Well, you know when I was kind of sure that my name would be in this time? The day I saw regional channels beaming footage of NRC State Coordinator Prateek Hajela, accompanied by his daughter, visiting an NRC Sewa Kendra for a hearing. Okay, I thought: The man at whose mercy I was for my name to get a place in that gigantic record (22 lakh pages) is himself working hard to get his name enrolled. At least I was better off because I received no call for a hearing. That gave me hope, some real hope.
I would be at fault if I didn’t appreciate Hajela, the man who spearheaded the whole process, for his monumental effort. Kudos to everyone in his 48,000-strong team, including everyone at the NRC 24-hour call centre for whom I learnt a few chaste words in Assamese and how to be extremely polite. I had called the call centre twice or thrice. The NRC is no less an epic compared to the Ramayana and the Mahabharata (well, in magnitude only). I have no intention of converting myself to pulp by angering those who may be sensitive to the issue. Neither am I calling Hajela a 21st Century Valmiki or Veda Vyasa.
I feared that there might be some law and order situation or bandh calls (endemic in Assam) would follow soon after. None of them have happened on Monday. Credit must also go to Assam Police who managed it well (thus far).
January was the harshest month for me: My friends and a few relatives advised that I choose a country and get ready to jump over the fence (read Bangladesh) as soon as I'd uploaded my dismal NRC status on Facebook. Many had 😂 this to say, a few had 😁 and some 😄. Today, I have ✌ this to say. And this too, 😂.

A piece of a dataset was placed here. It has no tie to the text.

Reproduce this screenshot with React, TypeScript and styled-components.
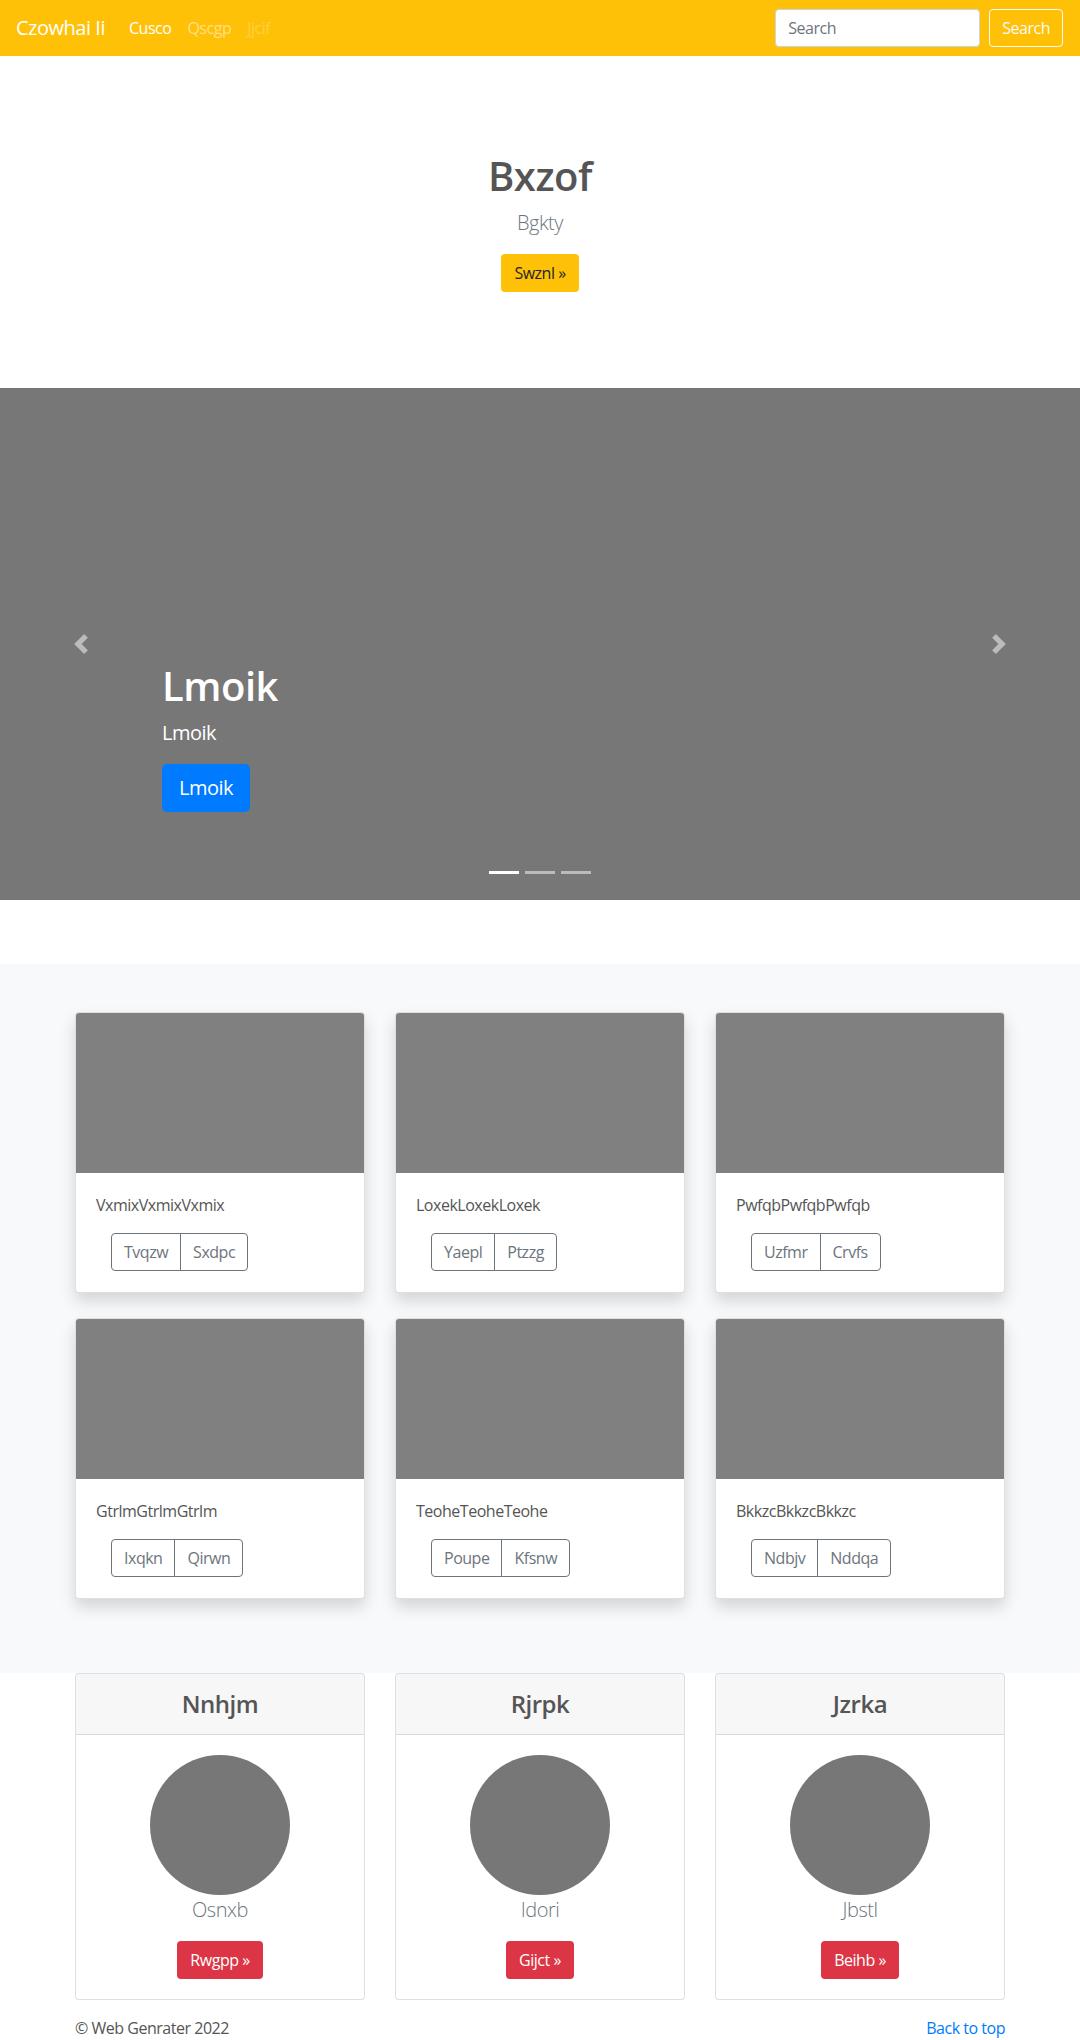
import React from "react";
import styled, { createGlobalStyle } from "styled-components";

const Global = createGlobalStyle`
  html, body { margin: 0; padding: 0; }
  body {
    font-family: "Segoe UI", "Open Sans", "Noto Sans", sans-serif;
    font-size: 16px;
    line-height: 1.5;
    letter-spacing: -0.03em;
    color: #555;
    background: #fff;
  }
  * { box-sizing: border-box; }
  button, input { letter-spacing: -0.03em; }
`;

const Navbar = styled.nav`
  height: 56px;
  background: #ffc107;
  display: flex;
  align-items: center;
  padding: 0 17px 0 16px;
`;

const Brand = styled.a`
  font-size: 20px;
  line-height: 30px;
  color: #fff;
  margin-right: 16px;
  text-decoration: none;
`;

const NavLinks = styled.div`
  display: flex;
  flex: 1;
`;

const NavLink = styled.a<{ $state: "active" | "normal" | "disabled" }>`
  padding: 8px;
  line-height: 24px;
  text-decoration: none;
  color: ${(p) =>
    p.$state === "active"
      ? "#fff"
      : p.$state === "normal"
      ? "rgba(255,255,255,.5)"
      : "rgba(255,255,255,.25)"};
`;

const SearchForm = styled.form`
  display: flex;
  align-items: center;
  gap: 9px;
`;

const SearchInput = styled.input`
  width: 205px;
  height: 38px;
  padding: 6px 12px;
  font: inherit;
  color: #495057;
  border: 1px solid #ced4da;
  border-radius: 4px;
  background: #fff;
  &::placeholder { color: #6c757d; }
`;

const OutlineLightBtn = styled.button`
  height: 38px;
  padding: 6px 12px;
  font: inherit;
  color: #f8f9fa;
  background: transparent;
  border: 1px solid #f8f9fa;
  border-radius: 4px;
`;

const Hero = styled.section`
  text-align: center;
  padding: 96px 0 96px;
`;

const HeroTitle = styled.h1`
  margin: 0 0 8px;
  font-size: 40px;
  font-weight: 600;
  line-height: 48px;
  color: #555;
`;

const Lead = styled.p`
  margin: 0 0 16px;
  font-size: 20px;
  font-weight: 300;
  line-height: 30px;
  color: #6c757d;
`;

const Btn = styled.a<{ $variant: "warning" | "danger" | "primary"; $lg?: boolean }>`
  display: inline-block;
  text-decoration: none;
  border-radius: ${(p) => (p.$lg ? "5px" : "4px")};
  padding: ${(p) => (p.$lg ? "8px 16px" : "6px 12px")};
  font-size: ${(p) => (p.$lg ? "20px" : "16px")};
  line-height: ${(p) => (p.$lg ? "30px" : "24px")};
  border: 1px solid transparent;
  background: ${(p) =>
    p.$variant === "warning" ? "#ffc107" : p.$variant === "danger" ? "#dc3545" : "#007bff"};
  color: ${(p) => (p.$variant === "warning" ? "#212529" : "#fff")};
`;

const Carousel = styled.section`
  position: relative;
  height: 512px;
  background: #777;
  margin-bottom: 64px;
`;

const Caption = styled.div`
  position: absolute;
  left: 162px;
  right: 162px;
  bottom: 88px;
  color: #fff;
`;

const CaptionTitle = styled.h1`
  margin: 0 0 8px;
  font-size: 40px;
  font-weight: 600;
  line-height: 48px;
`;

const CaptionText = styled.p`
  margin: 0 0 16px;
  font-size: 20px;
  line-height: 30px;
`;

const Control = styled.a<{ $side: "left" | "right" }>`
  position: absolute;
  top: 0;
  bottom: 0;
  ${(p) => p.$side}: 0;
  width: 15%;
  display: flex;
  align-items: center;
  justify-content: center;
  opacity: 0.5;
`;

const Indicators = styled.ol`
  position: absolute;
  left: 0;
  right: 0;
  bottom: 26px;
  margin: 0;
  padding: 0;
  list-style: none;
  display: flex;
  justify-content: center;
`;

const Indicator = styled.li<{ $active?: boolean }>`
  width: 30px;
  height: 3px;
  margin: 0 3px;
  background: #fff;
  opacity: ${(p) => (p.$active ? 1 : 0.5)};
`;

const Album = styled.section`
  background: #f8f9fa;
  padding: 48px 0 49px;
`;

const Container = styled.div`
  width: 960px;
  margin: 0 auto;
  padding: 0 15px;
`;

const Grid = styled.div`
  display: grid;
  grid-template-columns: repeat(3, 1fr);
  column-gap: 30px;
`;

const Card = styled.div`
  background: #fff;
  border: 1px solid rgba(0, 0, 0, 0.125);
  border-radius: 4px;
  overflow: hidden;
`;

const AlbumCard = styled(Card)`
  box-shadow: 0 8px 16px rgba(0, 0, 0, 0.15);
  margin-bottom: 25px;
`;

const Thumb = styled.div`
  height: 160px;
  background: #808080;
`;

const CardBody = styled.div<{ $center?: boolean }>`
  padding: 20px;
  text-align: ${(p) => (p.$center ? "center" : "left")};
`;

const AlbumBody = styled(CardBody)`
  padding-bottom: 21px;
`;

const CardText = styled.p`
  margin: 0 0 16px;
  color: #555;
`;

const BtnGroup = styled.div`
  display: flex;
  width: max-content;
  margin-left: 15px;
`;

const OutlineBtn = styled.button`
  font: inherit;
  height: 38px;
  padding: 6px 12px;
  color: #6c757d;
  background: transparent;
  border: 1px solid #6c757d;
  &:first-child { border-radius: 4px 0 0 4px; }
  &:last-child { border-radius: 0 4px 4px 0; margin-left: -1px; }
`;

const CardHeader = styled.div`
  padding: 16px 20px;
  background: rgba(0, 0, 0, 0.03);
  border-bottom: 1px solid rgba(0, 0, 0, 0.125);
  text-align: center;
`;

const CardTitle = styled.h4`
  margin: 0;
  font-size: 24px;
  line-height: 28px;
  font-weight: 600;
  color: #555;
`;

const Avatar = styled.div`
  width: 140px;
  height: 140px;
  border-radius: 50%;
  background: #777;
  margin: 0 auto;
`;

const PersonName = styled(Lead)`
  margin: 0 0 16px;
`;

const Footer = styled.footer`
  padding: 16px 0 24px;
`;

const FooterRow = styled.div`
  display: flex;
  justify-content: space-between;
`;

const FooterText = styled.p`
  margin: 0;
  color: #555;
`;

const BackLink = styled.a`
  color: #007bff;
  text-decoration: none;
`;

const PrevIcon = () => (
  <svg width="20" height="20" viewBox="0 0 8 8" fill="#fff">
    <path d="M5.25 0l-4 4 4 4 1.5-1.5L4.25 4l2.5-2.5L5.25 0z" />
  </svg>
);

const NextIcon = () => (
  <svg width="20" height="20" viewBox="0 0 8 8" fill="#fff">
    <path d="M2.75 0l-1.5 1.5L3.75 4l-2.5 2.5L2.75 8l4-4-4-4z" />
  </svg>
);

const albumItems = [
  { text: "VxmixVxmixVxmix", a: "Tvqzw", b: "Sxdpc" },
  { text: "LoxekLoxekLoxek", a: "Yaepl", b: "Ptzzg" },
  { text: "PwfqbPwfqbPwfqb", a: "Uzfmr", b: "Crvfs" },
  { text: "GtrlmGtrlmGtrlm", a: "Ixqkn", b: "Qirwn" },
  { text: "TeoheTeoheTeohe", a: "Poupe", b: "Kfsnw" },
  { text: "BkkzcBkkzcBkkzc", a: "Ndbjv", b: "Nddqa" },
];

const people = [
  { title: "Nnhjm", name: "Osnxb", btn: "Rwgpp »" },
  { title: "Rjrpk", name: "Idori", btn: "Gijct »" },
  { title: "Jzrka", name: "Jbstl", btn: "Beihb »" },
];

export default function App() {
  return (
    <>
      <Global />
      <Navbar>
        <Brand href="#">Czowhai Ii</Brand>
        <NavLinks>
          <NavLink $state="active" href="#">Cusco</NavLink>
          <NavLink $state="normal" href="#">Qscgp</NavLink>
          <NavLink $state="disabled" href="#">Jjcif</NavLink>
        </NavLinks>
        <SearchForm onSubmit={(e) => e.preventDefault()}>
          <SearchInput placeholder="Search" />
          <OutlineLightBtn type="submit">Search</OutlineLightBtn>
        </SearchForm>
      </Navbar>

      <Hero>
        <HeroTitle>Bxzof</HeroTitle>
        <Lead>Bgkty</Lead>
        <Btn $variant="warning" href="#">Swznl »</Btn>
      </Hero>

      <Carousel>
        <Caption>
          <CaptionTitle>Lmoik</CaptionTitle>
          <CaptionText>Lmoik</CaptionText>
          <Btn $variant="primary" $lg href="#">Lmoik</Btn>
        </Caption>
        <Control $side="left" href="#"><PrevIcon /></Control>
        <Control $side="right" href="#"><NextIcon /></Control>
        <Indicators>
          <Indicator $active />
          <Indicator />
          <Indicator />
        </Indicators>
      </Carousel>

      <Album>
        <Container>
          <Grid>
            {albumItems.map((it) => (
              <AlbumCard key={it.text}>
                <Thumb />
                <AlbumBody>
                  <CardText>{it.text}</CardText>
                  <BtnGroup>
                    <OutlineBtn>{it.a}</OutlineBtn>
                    <OutlineBtn>{it.b}</OutlineBtn>
                  </BtnGroup>
                </AlbumBody>
              </AlbumCard>
            ))}
          </Grid>
        </Container>
      </Album>

      <Container>
        <Grid>
          {people.map((p) => (
            <Card key={p.title}>
              <CardHeader>
                <CardTitle>{p.title}</CardTitle>
              </CardHeader>
              <CardBody $center>
                <Avatar />
                <PersonName>{p.name}</PersonName>
                <Btn $variant="danger" href="#">{p.btn}</Btn>
              </CardBody>
            </Card>
          ))}
        </Grid>
        <Footer>
          <FooterRow>
            <FooterText>© Web Genrater 2022</FooterText>
            <BackLink href="#">Back to top</BackLink>
          </FooterRow>
        </Footer>
      </Container>
    </>
  );
}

“Thakibane keidin maan?” (Will you stay for a few days?) asked Mantu. I almost forgot. I haven't revealed my reply yet. “Keidinman. Aru muru nam xumal (For a few days. And my name entered too),” I responded, quietly noting the undeniable similarities. Striped shorts, (I have a few and was wearing one then, for which my wife often compares me with him) and the similarities in NRC status too. For a while, the two of us, the two striped shorts generals were together celebrating the NRC victory. Jai Aai Axom, indeed!